Good Bye Lenin!, na minha opinião, não exprime apenas a perplexidade dos
eleitores de Dilma. Ele exprime a perplexidade de toda a esquerda, que
deveria estar acordando de um grande sonho e se espantar com o mundo,
como a comunista de Berlim ao ver um imenso anúncio publicitário do
outro lado da rua. Seria como se um cubano acordasse na Costa Rica ou um
venezuelano nos supermercados do Peru, algo tão diferente. Nesses anos
em que o Muro de Berlim caiu, muitos continuaram em coma, ou protegidos
das mudanças no mundo real.
Isso não teria tanta importância se a esquerda não fosse para o poder
com uma parte das ilusões. Ela confundiu partido com Estado e
capitalismo de leis implacáveis com seus sonhos socialistas.
Não deveria. Marx estudou muito para explicitar essas leis. Nem sempre
acertou, mas as estudou profundamente e jamais apoiaria um enfoque
apenas consumista. Não porque Marx fosse da elite branca. Mas porque
saberia que a conta seria cobrada na frente.
Hoje a conta está sendo cobrada. Dormiu-se com a promessa do paraíso,
acorda-se numa realidade inequívoca: tanto Dilma como Aécio seriam
obrigados a algum tipo de ajuste.
A confusão entre governo e poder, entre partido e Estado acabou
arruinando uma experiência, finalmente, dinamitada pela corrupção.

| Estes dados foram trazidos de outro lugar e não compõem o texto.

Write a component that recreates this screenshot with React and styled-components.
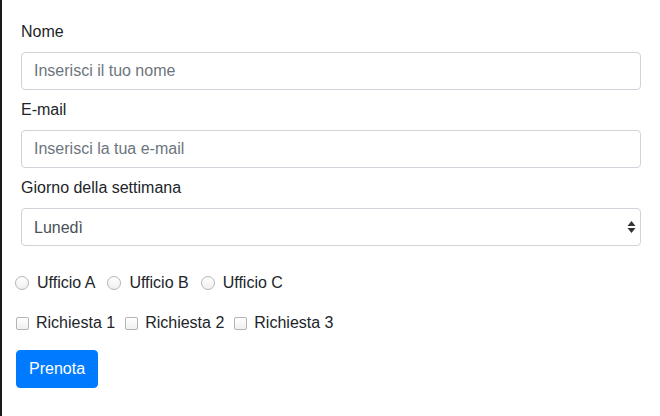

Uma esquerda no governo não poderia comprometer-se a fundo com Cuba e
Venezuela. Ainda que admirasse os dois modelos, o que é um alto grau de
miopia, deveria levar em conta uma posição nacional.
Uma esquerda no governo deveria abster-se de levar o capitalismo a um
outro sistema, mas, sim, tirar o melhor proveito de suas potencialidades
e reduzir seus impactos negativos. O capitalismo pode alcançar altos
níveis de inovação e criatividade, como nos Estados Unidos, ou mesmo uma
respeitável rede de proteção, como na Escandinávia.
Não vejo como transitar do capitalismo para outro sistema econômico,
exceto através da decadência e destruição de seus alicerces. E isso nem
na Venezuela vai acontecer. O sonho bolivariano encarnou num homem que
esmaga os opositores e conversa com passarinhos. Quando vão despertar?
Quando encontrarem Nicolás Maduro cantando salsas e merengues nas
pizzarias do seu bairro?
Bye Bye Dilma não é apenas o acordar de um sonho eleitoral. E um sono de
12 anos - de pouco mais de 25 anos se contarmos da queda do Muro de
Berlim. O projeto não se perdeu apenas pela questão ética. Seus passos
estão intensamente discutidos no escândalo do petrolão e outros que se
espalham como tanques em chamas.
Mas os fins, quais eram mesmo os fins? Para onde é que nos levavam?
Dentro do País vivemos a crise do populismo econômico. Lá fora, nossa importância diplomática foi dramaticamente reduzida.
Não dói somente ver Dilma e o PT se comportarem como se nada de errado
tivesse acontecido. Dói também ver a perspectiva de um grande esforço
fiscal desaguar numa visão de crescimento de novo insustentável, tanto
econômica como ambientalmente.
A Califórnia passou por mil desafios, abrigou a indústria de cinema e da
informática, e agora se vê diante da necessidade de se reinventar. E
muitos perguntam se conseguirá, como das outras vezes. A crise hídrica é
grave por lá. No Brasil nem sequer nos colocamos a ideia de uma
primeira reinvenção. E a crise hídrica é grave por aqui.
Toda vez que falam "vamos fazer o ajuste fiscal, voltar a crescer",
tenho um calafrio. De novo, um voo de galinha na economia e na política?
Seria necessário rever o caminho. A visão puramente eleitoral é sempre
punida pelas leis do capitalismo. Não há espaço para uma esquerda
monocrática que confunde suas ideias com o interesse nacional, que julga
aproximar-se do socialismo, mas avança para o colapso econômico.
Essa esquerda dormiu abraçada numa bandeira vermelha e acordou com a
multidão em cores verde e amarelo. Se acordou, finge que está dormindo.